When I wrote 2 VMs with low load, low load means that all services are not running, keeping the VMs under low loads
That is exactly what i understood. Let us call this constant number of checks "work", not "load" .
So,if i look at the screenshot i understand that we have a constant work to be done between 7/16 16:00 and 7/19 8:00.
Before 7/1712:00 that work was done by 2 VM's, after that by 3VM's. In the chart, i see lots of colored graphs without
a legend. I consider these graphs to be the individual cpu load's of a given VM in %.
There are high and low cpu loads then.
Looking at the top most orange and cyan graph, i would expect from a bugfree icinga2 that this cpu load will decrease with a remarkable edge once we have 3 instead of 2 VM's doing that constant work (I would have expected something like the bottom-most grey graph but consider that to be "behind" the others).
But i do not see that decrease.
Instead, i see a big increase, lowering then to a still small increase of the cpu load.
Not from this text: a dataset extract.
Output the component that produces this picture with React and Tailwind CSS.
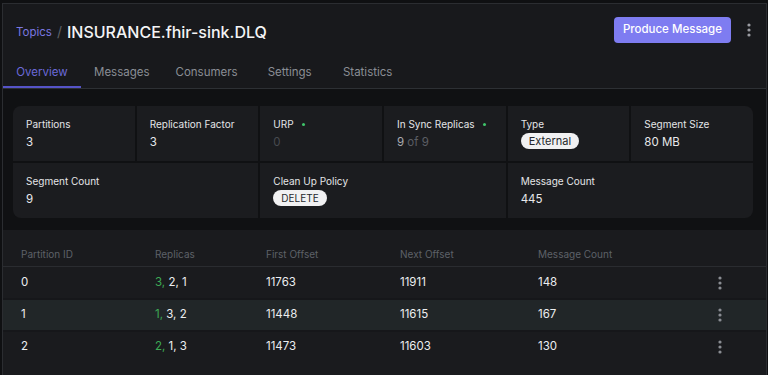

Which is what i interpret to be the "currently not more then 2 endpoints suggested" bug.
May be i am still in the wrong film, but you must admit that from looking at the screenshot alone
there is some room for interpretation.
That all does not handle your problem that arises *after* 7/19 8:00 when the system is given all work to be done.
I read that you have about 14000 checks per minute running snmpget in a python interpreter on a 24 core VM.
Can you tell how much of the cpu load counts to the python and snmpget processes and how much count to the icinga processes ?
If the major fraktion of the load counts to the python/snmpget processes, it might be worth to rewrite these in c or to
find a better library that runs more effective.
Also it might be worth to have a daemon in place that accepts the requests and queues them up so that the work can be done from a fixed number of pre-created worker threads.